# [Given exercise]
Filter the data for lines with the word "React", then copy every line so identified.

_____

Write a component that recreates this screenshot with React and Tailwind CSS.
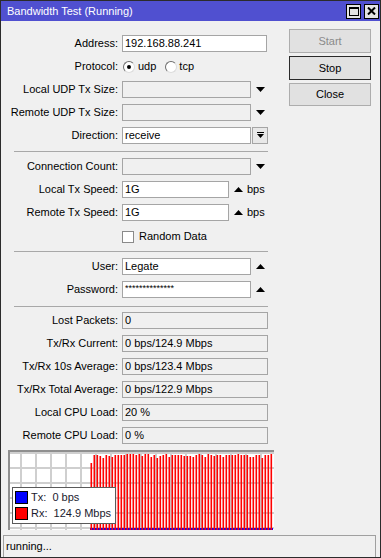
import React from 'react';

const Tri = ({ up }) => (
  <svg width="9" height="5" viewBox="0 0 9 5" className="shrink-0">
    <polygon points={up ? '4.5,0 9,5 0,5' : '0,0 9,0 4.5,5'} fill="#000" />
  </svg>
);

const Box = ({ value, className }) => (
  <div className={`h-[17px] border border-[#a5a5a5] pl-[2px] flex items-center whitespace-nowrap leading-none ${className}`}>
    {value}
  </div>
);

const Row = ({ label, children, className = '' }) => (
  <div className={`flex items-center h-[17px] shrink-0 ${className}`}>
    <div className="w-[117px] text-right whitespace-nowrap leading-none">{label}</div>
    <div className="ml-[4px] flex items-center">{children}</div>
  </div>
);

const Sep = ({ className }) => <div className={`ml-[13px] w-[254px] h-px bg-[#a8a8a8] shrink-0 ${className}`} />;

const Radio = ({ on }) => (
  <span className="w-[12px] h-[12px] rounded-full bg-white border border-t-[#6d6d6d] border-l-[#6d6d6d] border-r-[#dcdcdc] border-b-[#dcdcdc] flex items-center justify-center">
    {on && <span className="w-[4px] h-[4px] rounded-full bg-black" />}
  </span>
);

const tops = [11, 3, 3, 4, 6, 3, 4, 5, 3, 3, 3, 3, 2, 2, 2, 3, 2, 4, 2, 2, 5, 3, 6, 4, 3, 2, 5, 3, 3, 3, 3, 4, 4, 4, 5, 3, 2, 3, 5, 2, 3, 4, 3, 3, 5, 3, 3, 3, 3, 2, 3, 3, 3, 5, 5, 3, 3, 6, 3, 3, 2];

const Chart = () => (
  <div className="relative ml-[7px] mt-[6px] w-[266px] h-[80px] border-t-2 border-l-2 border-[#8f8f8f] bg-white shrink-0">
    <svg width="264" height="78" className="block">
      {Array.from({ length: 17 }, (_, k) => (
        <rect key={'v' + k} x={10 + 15 * k} y="0" width="2" height="78" fill="#cfcfcf" />
      ))}
      {[0, 15, 30, 45, 60, 75].map((y) => (
        <rect key={'h' + y} x="0" y={y} width="264" height="2" fill="#cfcfcf" />
      ))}
      <rect x="80" y="76" width="183" height="2" fill="#0000ff" />
      {tops.map((t, i) => (
        <rect key={i} x={80.5 + 3 * i} y={t} width="1.6" height={78 - t} fill="#ff0000" />
      ))}
    </svg>
    <div className="absolute left-[2px] top-[35px] w-[104px] h-[37px] bg-white border border-[#5a5a5a] flex flex-col justify-center gap-[3px] pl-[2px]">
      <div className="flex items-center h-[13px] leading-none">
        <span className="w-[13px] h-[13px] bg-[#0000ff] border border-black" />
        <span className="ml-[3px] text-[#1a1a2e]">Tx:&nbsp;&nbsp;0 bps</span>
      </div>
      <div className="flex items-center h-[13px] leading-none">
        <span className="w-[13px] h-[13px] bg-[#ff0000] border border-black" />
        <span className="ml-[3px] text-[#1a1a2e]">Rx:&nbsp;&nbsp;124.9 Mbps</span>
      </div>
    </div>
  </div>
);

export default function App() {
  return (
    <div className="w-[381px] h-[558px] bg-[#f0f0f0] border border-[#2b2b2b] flex flex-col font-['Liberation_Sans',Arial,sans-serif] text-[11px] text-black overflow-hidden">
      <div className="h-[20px] bg-[#5050d0] flex items-center pl-[6px] pr-[1px] shrink-0">
        <span className="text-white flex-1 leading-none">Bandwidth Test (Running)</span>
        <div className="flex gap-[3px]">
          <div className="w-[15px] h-[15px] bg-[#e4e4e4] border border-black flex items-center justify-center">
            <svg width="10" height="9" viewBox="0 0 10 9">
              <rect x="0.5" y="0.5" width="9" height="8" fill="none" stroke="#000" />
              <rect x="0" y="0" width="10" height="2" fill="#000" />
            </svg>
          </div>
          <div className="w-[15px] h-[15px] bg-[#e4e4e4] border border-black flex items-center justify-center">
            <svg width="9" height="8" viewBox="0 0 9 8">
              <path d="M1 0.5 L8 7.5 M8 0.5 L1 7.5" stroke="#000" strokeWidth="2" />
            </svg>
          </div>
        </div>
      </div>

      <div className="flex">
        <div className="w-[288px] flex flex-col pt-[14px]">
          <Row label="Address:">
            <Box value="192.168.88.241" className="w-[145px] bg-white" />
          </Row>
          <Row label="Protocol:" className="mt-[6px]">
            <div className="flex items-center ml-px leading-none">
              <Radio on />
              <span className="ml-[3px]">udp</span>
              <span className="ml-[9px]"><Radio /></span>
              <span className="ml-[2px]">tcp</span>
            </div>
          </Row>
          <Row label="Local UDP Tx Size:" className="mt-[6px]">
            <Box value="" className="w-[129px] bg-[#f0f0f0]" />
            <span className="ml-[5px]"><Tri /></span>
          </Row>
          <Row label="Remote UDP Tx Size:" className="mt-[6px]">
            <Box value="" className="w-[129px] bg-[#f0f0f0]" />
            <span className="ml-[5px]"><Tri /></span>
          </Row>
          <Row label="Direction:" className="mt-[6px]">
            <Box value="receive" className="w-[129px] bg-white" />
            <div className="ml-[1px] w-[16px] h-[17px] border border-[#a5a5a5] bg-[#e8e8e8] flex items-center justify-center">
              <svg width="7" height="7" viewBox="0 0 7 7">
                <rect x="0" y="0" width="7" height="1" fill="#000" />
                <polygon points="0,2 7,2 3.5,6" fill="#000" />
              </svg>
            </div>
          </Row>
          <Sep className="mt-[7px]" />
          <Row label="Connection Count:" className="mt-[6px]">
            <Box value="" className="w-[129px] bg-[#f0f0f0]" />
            <span className="ml-[5px]"><Tri /></span>
          </Row>
          <Row label="Local Tx Speed:" className="mt-[6px]">
            <Box value="1G" className="w-[107px] bg-white" />
            <span className="ml-[5px]"><Tri up /></span>
            <span className="ml-[4px] leading-none">bps</span>
          </Row>
          <Row label="Remote Tx Speed:" className="mt-[6px]">
            <Box value="1G" className="w-[107px] bg-white" />
            <span className="ml-[5px]"><Tri up /></span>
            <span className="ml-[4px] leading-none">bps</span>
          </Row>
          <Row label="" className="mt-[7px]">
            <span className="w-[12px] h-[12px] bg-white border border-[#8a8a8a]" />
            <span className="ml-[5px] leading-none">Random Data</span>
          </Row>
          <Sep className="mt-[6px]" />
          <Row label="User:" className="mt-[6px]">
            <Box value="Legate" className="w-[129px] bg-white" />
            <span className="ml-[5px]"><Tri up /></span>
          </Row>
          <Row label="Password:" className="mt-[6px]">
            <Box value="**************" className="w-[129px] bg-white text-[9px] items-start pt-[2px]" />
            <span className="ml-[5px]"><Tri up /></span>
          </Row>
          <Sep className="mt-[8px]" />
          <Row label="Lost Packets:" className="mt-[5px]">
            <Box value="0" className="w-[146px] bg-[#f0f0f0]" />
          </Row>
          <Row label="Tx/Rx Current:" className="mt-[6px]">
            <Box value="0 bps/124.9 Mbps" className="w-[146px] bg-[#f0f0f0]" />
          </Row>
          <Row label="Tx/Rx 10s Average:" className="mt-[6px]">
            <Box value="0 bps/123.4 Mbps" className="w-[146px] bg-[#f0f0f0]" />
          </Row>
          <Row label="Tx/Rx Total Average:" className="mt-[6px]">
            <Box value="0 bps/122.9 Mbps" className="w-[146px] bg-[#f0f0f0]" />
          </Row>
          <Row label="Local CPU Load:" className="mt-[6px]">
            <Box value="20 %" className="w-[146px] bg-[#f0f0f0]" />
          </Row>
          <Row label="Remote CPU Load:" className="mt-[6px]">
            <Box value="0 %" className="w-[146px] bg-[#f0f0f0]" />
          </Row>
          <Chart />
        </div>

        <div className="w-[82px] flex flex-col gap-[3px] pt-[8px]">
          <button className="h-[24px] bg-[#e1e1e1] border border-[#adadad] text-[#8a8a8a] leading-none">Start</button>
          <button className="h-[24px] bg-[#e1e1e1] border border-[#2a2a2a] leading-none">Stop</button>
          <button className="h-[23px] bg-[#e1e1e1] border border-[#adadad] leading-none">Close</button>
        </div>
      </div>

      <div className="mt-auto ml-[2px] mr-[4px] h-[22px] border-t border-l border-r border-[#a0a0a0] flex items-center pl-[2px] leading-none shrink-0">
        running...
      </div>
    </div>
  );
}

_____

# [Solution to the problem]
Write a component that recreates this screenshot with React and Tailwind CSS.
import React from 'react';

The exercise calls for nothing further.